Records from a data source
* START *

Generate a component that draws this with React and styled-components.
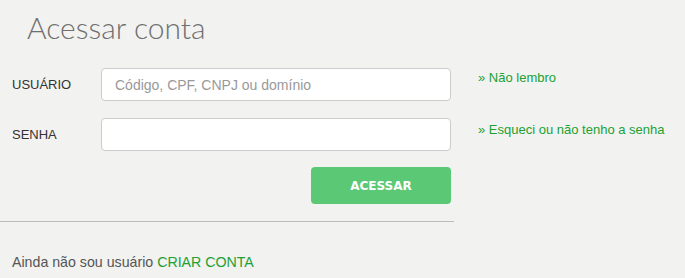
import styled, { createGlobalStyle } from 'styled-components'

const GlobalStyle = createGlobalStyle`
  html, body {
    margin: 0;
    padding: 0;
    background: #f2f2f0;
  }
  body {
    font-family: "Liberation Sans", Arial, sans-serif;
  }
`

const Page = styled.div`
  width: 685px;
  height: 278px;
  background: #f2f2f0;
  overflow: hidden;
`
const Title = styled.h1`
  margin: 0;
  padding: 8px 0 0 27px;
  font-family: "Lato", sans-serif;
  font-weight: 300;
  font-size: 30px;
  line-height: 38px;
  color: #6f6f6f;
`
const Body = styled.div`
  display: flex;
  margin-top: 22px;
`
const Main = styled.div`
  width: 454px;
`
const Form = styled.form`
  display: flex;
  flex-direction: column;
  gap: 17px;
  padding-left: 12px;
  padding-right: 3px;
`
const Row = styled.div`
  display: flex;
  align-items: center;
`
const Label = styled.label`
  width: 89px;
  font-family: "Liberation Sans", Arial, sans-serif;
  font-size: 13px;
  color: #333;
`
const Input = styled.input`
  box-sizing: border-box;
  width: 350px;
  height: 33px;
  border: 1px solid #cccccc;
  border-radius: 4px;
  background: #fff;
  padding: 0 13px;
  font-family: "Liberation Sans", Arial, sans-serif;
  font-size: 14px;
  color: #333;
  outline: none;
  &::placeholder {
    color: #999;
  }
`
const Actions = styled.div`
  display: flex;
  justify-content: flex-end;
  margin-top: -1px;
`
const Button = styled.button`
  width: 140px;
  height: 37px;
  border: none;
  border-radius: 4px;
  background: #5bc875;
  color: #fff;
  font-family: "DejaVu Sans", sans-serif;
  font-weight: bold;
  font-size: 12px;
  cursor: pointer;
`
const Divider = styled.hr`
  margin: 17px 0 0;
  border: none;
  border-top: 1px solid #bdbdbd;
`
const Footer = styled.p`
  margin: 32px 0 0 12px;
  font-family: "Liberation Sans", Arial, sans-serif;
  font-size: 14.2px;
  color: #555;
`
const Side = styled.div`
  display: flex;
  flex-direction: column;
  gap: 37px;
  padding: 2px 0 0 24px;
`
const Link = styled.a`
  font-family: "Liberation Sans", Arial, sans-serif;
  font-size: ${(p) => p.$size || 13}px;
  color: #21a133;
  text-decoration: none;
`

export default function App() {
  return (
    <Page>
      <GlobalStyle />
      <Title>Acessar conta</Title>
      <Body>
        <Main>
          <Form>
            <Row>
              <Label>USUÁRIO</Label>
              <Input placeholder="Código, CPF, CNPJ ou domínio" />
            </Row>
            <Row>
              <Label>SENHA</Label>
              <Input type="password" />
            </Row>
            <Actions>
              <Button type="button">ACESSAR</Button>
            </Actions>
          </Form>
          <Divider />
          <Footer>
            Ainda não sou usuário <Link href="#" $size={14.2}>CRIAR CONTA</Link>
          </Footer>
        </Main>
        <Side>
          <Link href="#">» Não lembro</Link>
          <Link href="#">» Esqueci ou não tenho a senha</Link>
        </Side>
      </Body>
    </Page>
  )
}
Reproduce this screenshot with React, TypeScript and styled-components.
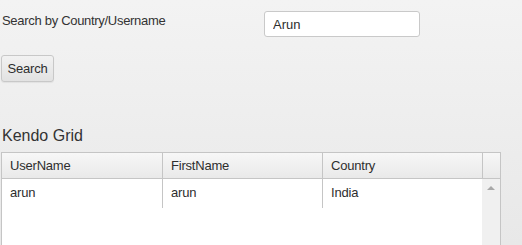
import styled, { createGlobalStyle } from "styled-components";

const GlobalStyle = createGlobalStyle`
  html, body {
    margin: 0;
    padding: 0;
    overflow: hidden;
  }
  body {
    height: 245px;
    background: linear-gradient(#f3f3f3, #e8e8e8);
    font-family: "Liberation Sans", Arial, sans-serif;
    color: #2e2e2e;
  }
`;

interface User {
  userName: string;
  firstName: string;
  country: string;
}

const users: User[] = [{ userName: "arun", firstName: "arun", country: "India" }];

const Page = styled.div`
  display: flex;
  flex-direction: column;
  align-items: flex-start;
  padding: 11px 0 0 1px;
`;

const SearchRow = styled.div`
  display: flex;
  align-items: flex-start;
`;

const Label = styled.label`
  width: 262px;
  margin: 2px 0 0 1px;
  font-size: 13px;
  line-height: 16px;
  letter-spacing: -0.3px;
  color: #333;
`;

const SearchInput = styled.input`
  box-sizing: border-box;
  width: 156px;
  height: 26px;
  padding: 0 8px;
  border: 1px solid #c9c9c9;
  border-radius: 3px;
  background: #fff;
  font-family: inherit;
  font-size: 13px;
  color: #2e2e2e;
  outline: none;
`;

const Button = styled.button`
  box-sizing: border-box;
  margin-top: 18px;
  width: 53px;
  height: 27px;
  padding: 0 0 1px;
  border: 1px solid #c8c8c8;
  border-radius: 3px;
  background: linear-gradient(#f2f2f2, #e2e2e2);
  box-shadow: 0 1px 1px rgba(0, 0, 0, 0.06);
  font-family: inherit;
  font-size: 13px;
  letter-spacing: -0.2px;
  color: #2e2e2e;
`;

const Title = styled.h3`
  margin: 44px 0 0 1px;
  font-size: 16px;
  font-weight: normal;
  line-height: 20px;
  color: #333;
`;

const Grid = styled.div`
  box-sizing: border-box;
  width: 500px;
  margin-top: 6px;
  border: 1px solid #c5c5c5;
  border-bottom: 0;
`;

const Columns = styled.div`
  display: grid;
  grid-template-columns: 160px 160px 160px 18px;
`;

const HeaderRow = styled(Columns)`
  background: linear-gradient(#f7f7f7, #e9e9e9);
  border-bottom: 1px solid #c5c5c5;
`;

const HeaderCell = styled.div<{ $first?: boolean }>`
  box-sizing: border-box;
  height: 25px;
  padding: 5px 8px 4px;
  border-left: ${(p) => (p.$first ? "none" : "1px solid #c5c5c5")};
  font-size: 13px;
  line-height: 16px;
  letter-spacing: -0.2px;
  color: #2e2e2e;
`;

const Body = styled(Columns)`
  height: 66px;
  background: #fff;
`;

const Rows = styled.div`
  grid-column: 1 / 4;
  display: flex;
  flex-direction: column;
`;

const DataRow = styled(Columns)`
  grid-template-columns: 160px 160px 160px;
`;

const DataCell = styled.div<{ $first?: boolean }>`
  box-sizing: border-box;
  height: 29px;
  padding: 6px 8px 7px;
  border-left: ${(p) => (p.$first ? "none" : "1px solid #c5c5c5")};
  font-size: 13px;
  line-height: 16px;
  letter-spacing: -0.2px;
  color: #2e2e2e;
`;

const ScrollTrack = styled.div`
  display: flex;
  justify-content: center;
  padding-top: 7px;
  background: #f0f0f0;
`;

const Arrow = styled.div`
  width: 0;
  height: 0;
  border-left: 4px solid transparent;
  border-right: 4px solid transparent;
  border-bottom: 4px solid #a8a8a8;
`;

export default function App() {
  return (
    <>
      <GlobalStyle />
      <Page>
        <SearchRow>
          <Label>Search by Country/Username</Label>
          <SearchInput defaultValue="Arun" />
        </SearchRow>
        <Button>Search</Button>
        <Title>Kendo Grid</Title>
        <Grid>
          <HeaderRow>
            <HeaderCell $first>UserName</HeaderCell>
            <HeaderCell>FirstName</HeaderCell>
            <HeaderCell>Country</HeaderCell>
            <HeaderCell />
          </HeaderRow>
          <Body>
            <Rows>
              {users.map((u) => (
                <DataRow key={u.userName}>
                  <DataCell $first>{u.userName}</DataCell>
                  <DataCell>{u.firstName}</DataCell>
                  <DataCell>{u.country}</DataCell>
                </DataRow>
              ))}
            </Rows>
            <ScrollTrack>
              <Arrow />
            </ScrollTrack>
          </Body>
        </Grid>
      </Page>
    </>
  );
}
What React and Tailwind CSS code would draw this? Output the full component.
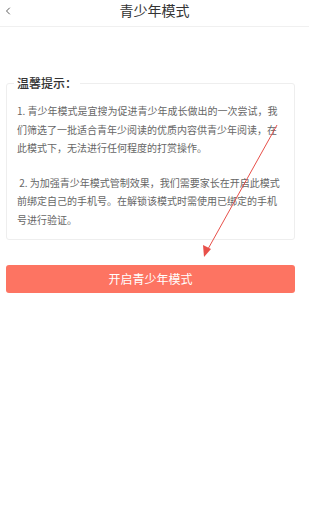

* END *

*TASK DIRECTIONS:* Except for the pictures, reproduce every line exactly.

*RESPONSE FOR THIS EXERCISE:*
Generate a component that draws this with React and styled-components.
import styled, { createGlobalStyle } from 'styled-components'

const GlobalStyle = createGlobalStyle`
  html, body {
    margin: 0;
    padding: 0;
    background: #f2f2f0;
  }
  body {
    font-family: "Liberation Sans", Arial, sans-serif;
  }
`

const Page = styled.div`
  width: 685px;
  height: 278px;
  background: #f2f2f0;
  overflow: hidden;
`
const Title = styled.h1`
  margin: 0;
  padding: 8px 0 0 27px;
  font-family: "Lato", sans-serif;
  font-weight: 300;
  font-size: 30px;
  line-height: 38px;
  color: #6f6f6f;
`
const Body = styled.div`
  display: flex;
  margin-top: 22px;
`
const Main = styled.div`
  width: 454px;
`
const Form = styled.form`
  display: flex;
  flex-direction: column;
  gap: 17px;
  padding-left: 12px;
  padding-right: 3px;
`
const Row = styled.div`
  display: flex;
  align-items: center;
`
const Label = styled.label`
  width: 89px;
  font-family: "Liberation Sans", Arial, sans-serif;
  font-size: 13px;
  color: #333;
`
const Input = styled.input`
  box-sizing: border-box;
  width: 350px;
  height: 33px;
  border: 1px solid #cccccc;
  border-radius: 4px;
  background: #fff;
  padding: 0 13px;
  font-family: "Liberation Sans", Arial, sans-serif;
  font-size: 14px;
  color: #333;
  outline: none;
  &::placeholder {
    color: #999;
  }
`
const Actions = styled.div`
  display: flex;
  justify-content: flex-end;
  margin-top: -1px;
`
const Button = styled.button`
  width: 140px;
  height: 37px;
  border: none;
  border-radius: 4px;
  background: #5bc875;
  color: #fff;
  font-family: "DejaVu Sans", sans-serif;
  font-weight: bold;
  font-size: 12px;
  cursor: pointer;
`
const Divider = styled.hr`
  margin: 17px 0 0;
  border: none;
  border-top: 1px solid #bdbdbd;
`
const Footer = styled.p`
  margin: 32px 0 0 12px;
  font-family: "Liberation Sans", Arial, sans-serif;
  font-size: 14.2px;
  color: #555;
`
const Side = styled.div`
  display: flex;
  flex-direction: column;
  gap: 37px;
  padding: 2px 0 0 24px;
`
const Link = styled.a`
  font-family: "Liberation Sans", Arial, sans-serif;
  font-size: ${(p) => p.$size || 13}px;
  color: #21a133;
  text-decoration: none;
`

export default function App() {
  return (
    <Page>
      <GlobalStyle />
      <Title>Acessar conta</Title>
      <Body>
        <Main>
          <Form>
            <Row>
              <Label>USUÁRIO</Label>
              <Input placeholder="Código, CPF, CNPJ ou domínio" />
            </Row>
            <Row>
              <Label>SENHA</Label>
              <Input type="password" />
            </Row>
            <Actions>
              <Button type="button">ACESSAR</Button>
            </Actions>
          </Form>
          <Divider />
          <Footer>
            Ainda não sou usuário <Link href="#" $size={14.2}>CRIAR CONTA</Link>
          </Footer>
        </Main>
        <Side>
          <Link href="#">» Não lembro</Link>
          <Link href="#">» Esqueci ou não tenho a senha</Link>
        </Side>
      </Body>
    </Page>
  )
}
Reproduce this screenshot with React, TypeScript and styled-components.
import styled, { createGlobalStyle } from "styled-components";

const GlobalStyle = createGlobalStyle`
  html, body {
    margin: 0;
    padding: 0;
    overflow: hidden;
  }
  body {
    height: 245px;
    background: linear-gradient(#f3f3f3, #e8e8e8);
    font-family: "Liberation Sans", Arial, sans-serif;
    color: #2e2e2e;
  }
`;

interface User {
  userName: string;
  firstName: string;
  country: string;
}

const users: User[] = [{ userName: "arun", firstName: "arun", country: "India" }];

const Page = styled.div`
  display: flex;
  flex-direction: column;
  align-items: flex-start;
  padding: 11px 0 0 1px;
`;

const SearchRow = styled.div`
  display: flex;
  align-items: flex-start;
`;

const Label = styled.label`
  width: 262px;
  margin: 2px 0 0 1px;
  font-size: 13px;
  line-height: 16px;
  letter-spacing: -0.3px;
  color: #333;
`;

const SearchInput = styled.input`
  box-sizing: border-box;
  width: 156px;
  height: 26px;
  padding: 0 8px;
  border: 1px solid #c9c9c9;
  border-radius: 3px;
  background: #fff;
  font-family: inherit;
  font-size: 13px;
  color: #2e2e2e;
  outline: none;
`;

const Button = styled.button`
  box-sizing: border-box;
  margin-top: 18px;
  width: 53px;
  height: 27px;
  padding: 0 0 1px;
  border: 1px solid #c8c8c8;
  border-radius: 3px;
  background: linear-gradient(#f2f2f2, #e2e2e2);
  box-shadow: 0 1px 1px rgba(0, 0, 0, 0.06);
  font-family: inherit;
  font-size: 13px;
  letter-spacing: -0.2px;
  color: #2e2e2e;
`;

const Title = styled.h3`
  margin: 44px 0 0 1px;
  font-size: 16px;
  font-weight: normal;
  line-height: 20px;
  color: #333;
`;

const Grid = styled.div`
  box-sizing: border-box;
  width: 500px;
  margin-top: 6px;
  border: 1px solid #c5c5c5;
  border-bottom: 0;
`;

const Columns = styled.div`
  display: grid;
  grid-template-columns: 160px 160px 160px 18px;
`;

const HeaderRow = styled(Columns)`
  background: linear-gradient(#f7f7f7, #e9e9e9);
  border-bottom: 1px solid #c5c5c5;
`;

const HeaderCell = styled.div<{ $first?: boolean }>`
  box-sizing: border-box;
  height: 25px;
  padding: 5px 8px 4px;
  border-left: ${(p) => (p.$first ? "none" : "1px solid #c5c5c5")};
  font-size: 13px;
  line-height: 16px;
  letter-spacing: -0.2px;
  color: #2e2e2e;
`;

const Body = styled(Columns)`
  height: 66px;
  background: #fff;
`;

const Rows = styled.div`
  grid-column: 1 / 4;
  display: flex;
  flex-direction: column;
`;

const DataRow = styled(Columns)`
  grid-template-columns: 160px 160px 160px;
`;

const DataCell = styled.div<{ $first?: boolean }>`
  box-sizing: border-box;
  height: 29px;
  padding: 6px 8px 7px;
  border-left: ${(p) => (p.$first ? "none" : "1px solid #c5c5c5")};
  font-size: 13px;
  line-height: 16px;
  letter-spacing: -0.2px;
  color: #2e2e2e;
`;

const ScrollTrack = styled.div`
  display: flex;
  justify-content: center;
  padding-top: 7px;
  background: #f0f0f0;
`;

const Arrow = styled.div`
  width: 0;
  height: 0;
  border-left: 4px solid transparent;
  border-right: 4px solid transparent;
  border-bottom: 4px solid #a8a8a8;
`;

export default function App() {
  return (
    <>
      <GlobalStyle />
      <Page>
        <SearchRow>
          <Label>Search by Country/Username</Label>
          <SearchInput defaultValue="Arun" />
        </SearchRow>
        <Button>Search</Button>
        <Title>Kendo Grid</Title>
        <Grid>
          <HeaderRow>
            <HeaderCell $first>UserName</HeaderCell>
            <HeaderCell>FirstName</HeaderCell>
            <HeaderCell>Country</HeaderCell>
            <HeaderCell />
          </HeaderRow>
          <Body>
            <Rows>
              {users.map((u) => (
                <DataRow key={u.userName}>
                  <DataCell $first>{u.userName}</DataCell>
                  <DataCell>{u.firstName}</DataCell>
                  <DataCell>{u.country}</DataCell>
                </DataRow>
              ))}
            </Rows>
            <ScrollTrack>
              <Arrow />
            </ScrollTrack>
          </Body>
        </Grid>
      </Page>
    </>
  );
}
What React and Tailwind CSS code would draw this? Output the full component.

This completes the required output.